Ultimately, girls deserve to be loved and cared for and live in safety and freedom simply because they are people. They have that right, and countries have signed on to guaranteeing that right for all girls. We as adults have an obligation to assure them that right. And a world where all girls can be happy is simply a better world, period.

Zeenat’s story had a tragic outcome, but it has shaken Pakistan’s justice system into prosecuting her mother for her murder.

Rachana’s story has had a happy ending. Today, she runs her own NGO in Nepal to tackle child marriage, and has already helped dozens of teenage girls escape that fate.

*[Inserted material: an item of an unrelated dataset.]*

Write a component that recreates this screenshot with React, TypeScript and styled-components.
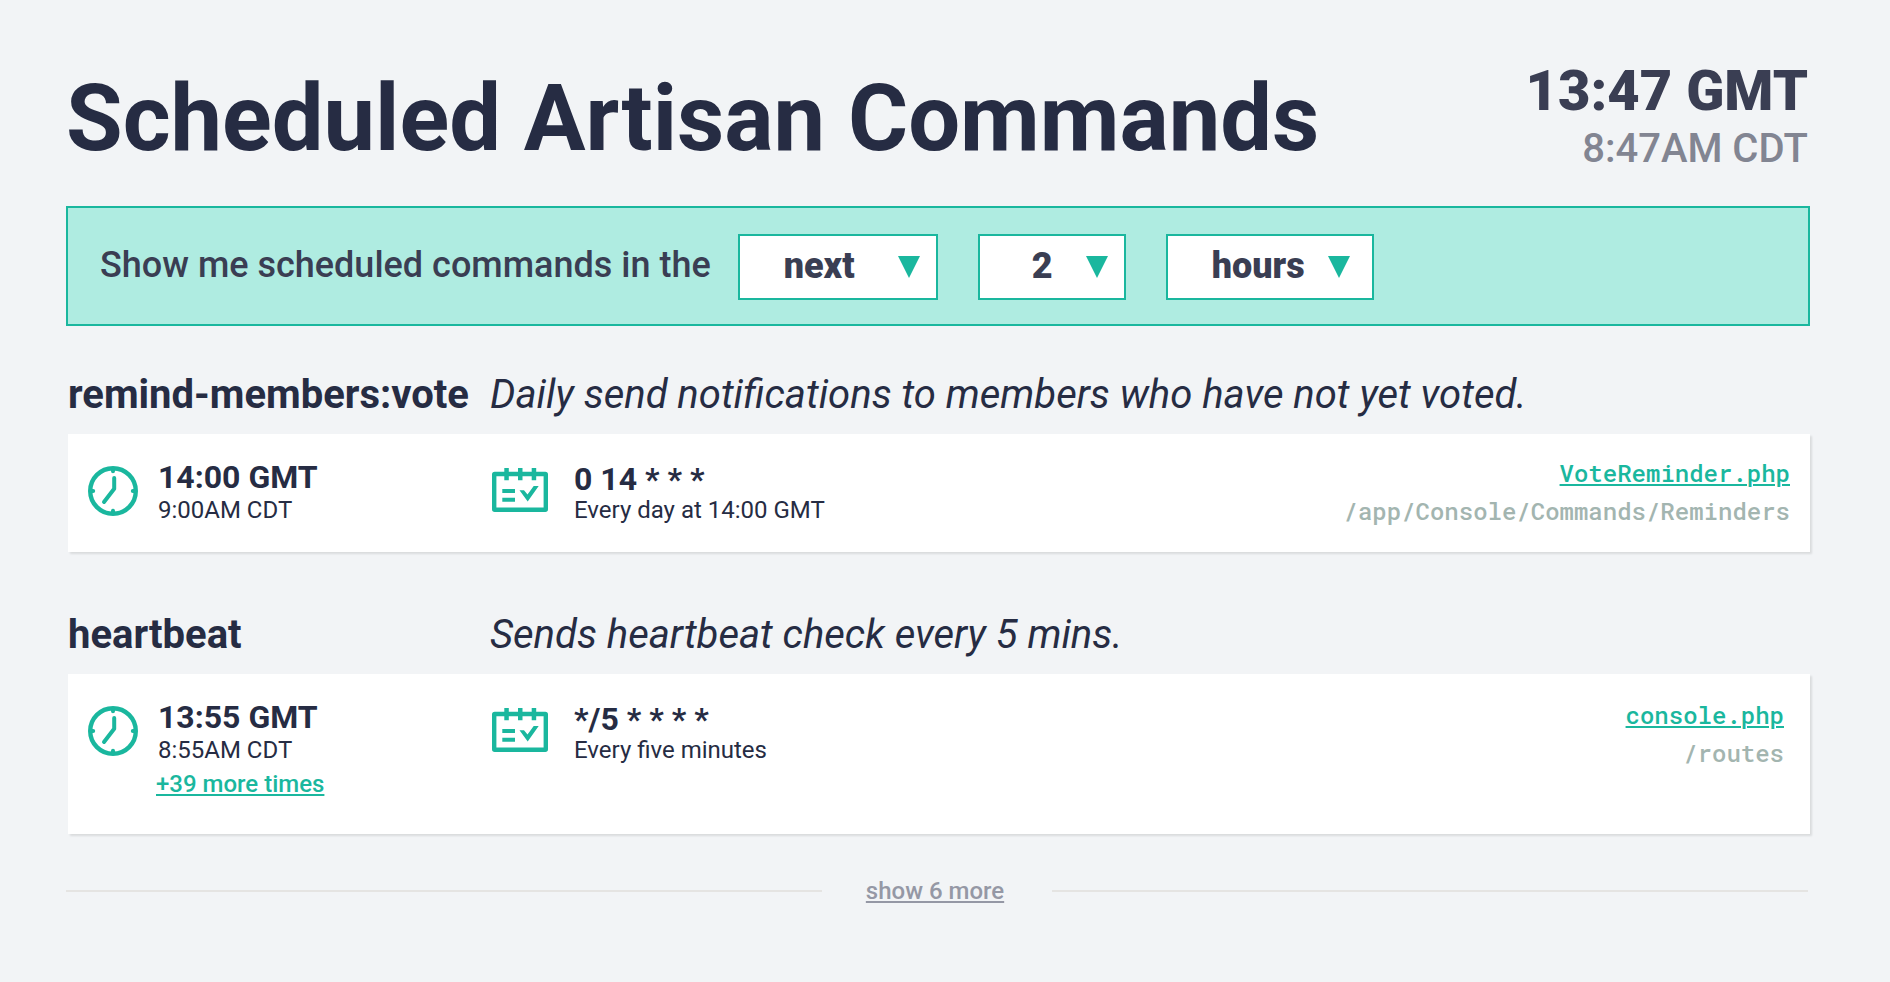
import React from "react";
import styled, { createGlobalStyle, css } from "styled-components";

const color = {
  page: "#f2f4f6",
  ink: "#262c43",
  slate: "#3a3e53",
  muted: "#828592",
  faint: "#9598a5",
  path: "#a3b5b0",
  accent: "#1ab79e",
  mint: "#afece1",
  rule: "#e5e4e2",
};

const GlobalStyle = createGlobalStyle`
  *, *::before, *::after { box-sizing: border-box; }
  body {
    margin: 0;
    background: ${color.page};
    color: ${color.ink};
    font-family: Roboto, "Liberation Sans", sans-serif;
  }
  h1, h2, p { margin: 0; }
`;

const Page = styled.main`
  min-height: 100vh;
  padding: 61px 80px 60px 66px;
`;

const Header = styled.header`
  display: flex;
  align-items: center;
  justify-content: space-between;
  padding-right: 2px;
  margin-bottom: 29px;
`;

const Title = styled.h1`
  font-size: 92px;
  line-height: 96px;
  font-weight: 700;
`;

const Clock = styled.div`
  text-align: right;
  white-space: nowrap;
`;

const ClockMain = styled.p`
  font-size: 56px;
  line-height: 60px;
  font-weight: 900;
  color: ${color.slate};
`;

const ClockLocal = styled.p`
  font-size: 40px;
  line-height: 56px;
  font-weight: 500;
  color: ${color.muted};
`;

const FilterBar = styled.form`
  display: flex;
  align-items: center;
  min-height: 120px;
  padding: 2px 32px 0;
  background: ${color.mint};
  border: 2px solid ${color.accent};
`;

const FilterLabel = styled.label`
  padding-bottom: 4px;
  margin-right: 27px;
  font-size: 36px;
  line-height: 44px;
  font-weight: 500;
  color: ${color.slate};
`;

const SelectBox = styled.div<{ $width: number }>`
  position: relative;
  width: ${({ $width }) => $width}px;
  height: 66px;

  & + & { margin-left: 40px; }
`;

const Select = styled.select<{ $indent: number }>`
  appearance: none;
  width: 100%;
  height: 100%;
  padding: 0 40px 2px ${({ $indent }) => $indent}px;
  border: 2px solid ${color.accent};
  border-radius: 0;
  background: #fff;
  color: ${color.slate};
  font-family: inherit;
  font-size: 36px;
  font-weight: 900;
`;

const Arrow = styled.svg<{ $right: number }>`
  position: absolute;
  top: 22px;
  right: ${({ $right }) => $right}px;
  pointer-events: none;
  fill: ${color.accent};
`;

const Command = styled.section<{ $first?: boolean }>`
  margin-top: ${({ $first }) => ($first ? 45 : 59)}px;
  padding-left: 2px;
`;

const columns = css`
  display: grid;
  grid-template-columns: 422px 1fr auto;
`;

const CommandHead = styled.header`
  ${columns}
  margin-bottom: 15px;
  font-size: 40px;
  line-height: 48px;
`;

const CommandName = styled.h2`
  font-size: 40px;
  font-weight: 700;
`;

const CommandText = styled.p`
  font-style: italic;
`;

const Card = styled.div<{ $tall: boolean }>`
  ${columns}
  align-items: start;
  padding: 20px 20px ${({ $tall }) => ($tall ? 35 : 22)}px 0;
  background: #fff;
  box-shadow: 2px 2px 2px rgba(0, 0, 0, 0.1);
`;

const Cell = styled.div<{ $indent: number; $top: number; $gap: number }>`
  display: flex;
  align-items: flex-start;
  gap: ${({ $gap }) => $gap}px;
  padding: ${({ $top }) => $top}px 0 0 ${({ $indent }) => $indent}px;

  svg { flex: none; margin-top: 7px; }
`;

const Main = styled.p`
  font-size: 32px;
  line-height: 36px;
  font-weight: 700;
`;

const Sub = styled.p<{ $line: number }>`
  font-size: 24px;
  line-height: ${({ $line }) => $line}px;
`;

const link = css`
  font-size: 24px;
  font-weight: 500;
  text-decoration: underline;
  text-decoration-thickness: 2px;
  text-underline-offset: 2px;
`;

const MoreTimes = styled.a`
  ${link}
  display: block;
  margin: 4px 0 0 -2px;
  line-height: 30px;
  color: ${color.accent};
`;

const Source = styled.div<{ $tall: boolean }>`
  display: flex;
  flex-direction: column;
  align-items: flex-end;
  padding: ${({ $tall }) => ($tall ? "2px 6px 0 0" : "0")};
  font-family: "Roboto Mono", "DejaVu Sans Mono", monospace;
  font-size: 24px;
  line-height: 38px;
  font-weight: 500;
`;

const SourceFile = styled.a`
  ${link}
  color: ${color.accent};
`;

const SourcePath = styled.span`
  color: ${color.path};
`;

const Footer = styled.footer`
  display: flex;
  align-items: center;
  margin-top: 41px;
  padding-right: 2px;

  &::before, &::after {
    content: "";
    flex: 1;
    height: 2px;
    background: ${color.rule};
  }
`;

const ShowMore = styled.button`
  ${link}
  margin: 0 48px 0 44px;
  padding: 0;
  border: 0;
  background: none;
  font-family: inherit;
  line-height: 32px;
  color: ${color.faint};
  cursor: pointer;
`;

const ClockIcon = () => (
  <svg width="50" height="50" viewBox="0 0 50 50" fill="none" stroke={color.accent} strokeWidth="4" strokeLinecap="round" strokeLinejoin="round" aria-hidden="true">
    <circle cx="25" cy="25" r="22.8" strokeWidth="4.4" />
    <path d="M25 3v2.2M25 47v-2.2M3 25h2.2M47 25h-2.2" />
    <path d="M26.2 12v10.8L16 36" />
  </svg>
);

const CalendarIcon = () => (
  <svg width="56" height="44" viewBox="0 0 56 44" fill={color.accent} aria-hidden="true">
    <rect x="2.2" y="6" width="51.6" height="35.8" rx="0.5" fill="none" stroke={color.accent} strokeWidth="4.4" />
    <path d="M12.3 0h4.5v12.3h-4.5zM26 0h4.5v12.3H26zM39.7 0h4.5v12.3h-4.5z" />
    <path d="M10.3 21H23v4H10.3zM10.3 29.7H23v4H10.3z" />
    <path d="M27.5 22.3H32l3.5 4.2L41.7 18h5L35.7 33.5z" />
  </svg>
);

interface FilterProps {
  label: string;
  value: string;
  options: string[];
  width: number;
  indent: number;
  arrowRight: number;
  id?: string;
}

const Filter = ({ label, value, options, width, indent, arrowRight, id }: FilterProps) => (
  <SelectBox $width={width}>
    <Select id={id} aria-label={id ? undefined : label} defaultValue={value} $indent={indent}>
      {options.map((o) => (
        <option key={o}>{o}</option>
      ))}
    </Select>
    <Arrow $right={arrowRight} width="22" height="22" viewBox="0 0 22 22" aria-hidden="true">
      <path d="M0 0h22L11 22z" />
    </Arrow>
  </SelectBox>
);

interface CommandData {
  name: string;
  text: string;
  time: string;
  local: string;
  more?: string;
  cron: string;
  meaning: string;
  file: string;
  path: string;
}

const commands: CommandData[] = [
  {
    name: "remind-members:vote",
    text: "Daily send notifications to members who have not yet voted.",
    time: "14:00 GMT",
    local: "9:00AM CDT",
    cron: "0 14 * * *",
    meaning: "Every day at 14:00 GMT",
    file: "VoteReminder.php",
    path: "/app/Console/Commands/Reminders",
  },
  {
    name: "heartbeat",
    text: "Sends heartbeat check every 5 mins.",
    time: "13:55 GMT",
    local: "8:55AM CDT",
    more: "+39 more times",
    cron: "*/5 * * * *",
    meaning: "Every five minutes",
    file: "console.php",
    path: "/routes",
  },
];

export default function App() {
  return (
    <>
      <GlobalStyle />
      <Page>
        <Header>
          <Title>Scheduled Artisan Commands</Title>
          <Clock>
            <ClockMain>13:47 GMT</ClockMain>
            <ClockLocal>8:47AM CDT</ClockLocal>
          </Clock>
        </Header>

        <FilterBar>
          <FilterLabel htmlFor="direction">Show me scheduled commands in the</FilterLabel>
          <Filter id="direction" label="Direction" value="next" options={["next", "last"]} width={200} indent={44} arrowRight={18} />
          <Filter label="Amount" value="2" options={["1", "2", "3", "4"]} width={148} indent={52} arrowRight={18} />
          <Filter label="Unit" value="hours" options={["hours", "days"]} width={208} indent={44} arrowRight={24} />
        </FilterBar>

        {commands.map((c, i) => (
          <Command key={c.name} $first={i === 0}>
            <CommandHead>
              <CommandName>{c.name}</CommandName>
              <CommandText>{c.text}</CommandText>
            </CommandHead>
            <Card $tall={Boolean(c.more)}>
              <Cell $indent={20} $top={5} $gap={20}>
                <ClockIcon />
                <div>
                  <Main>{c.time}</Main>
                  <Sub $line={30}>{c.local}</Sub>
                  {c.more && <MoreTimes href="#times">{c.more}</MoreTimes>}
                </div>
              </Cell>
              <Cell $indent={2} $top={7} $gap={26}>
                <CalendarIcon />
                <div>
                  <Main>{c.cron}</Main>
                  <Sub $line={26}>{c.meaning}</Sub>
                </div>
              </Cell>
              <Source $tall={Boolean(c.more)}>
                <SourceFile href="#source">{c.file}</SourceFile>
                <SourcePath>{c.path}</SourcePath>
              </Source>
            </Card>
          </Command>
        ))}

        <Footer>
          <ShowMore type="button">show 6 more</ShowMore>
        </Footer>
      </Page>
    </>
  );
}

The moral of both these stories (and others across Asia-Pacific and globally) is clear. Help all adolescent and teenage girls to be the women they can and want to be, so that the world can have the future we want.

Some of the major challenges adolescent girls face in Asia and the Pacific:

- An estimated 16.3 million adolescent girls are excluded from secondary education (UNESCO, 2013).

- Nearly half of the girls in South Asia and 1 in 5 girls in East Asia Pacific are married before 18 (UNICEF, 2014).

- 19% of young women in developing countries become pregnant before age 18. This figure is 22% in South Asia and 8% in East Asia Pacific (UNFPA, 2013).

- The cost of adolescent pregnancy as a share of gross domestic product could be as high as 30% over a girl’s lifetime (World Bank, 2011).

- Nearly a quarter of girls aged 15 to 19 reported being victims of violence after turning 15 (UNICEF, 2014).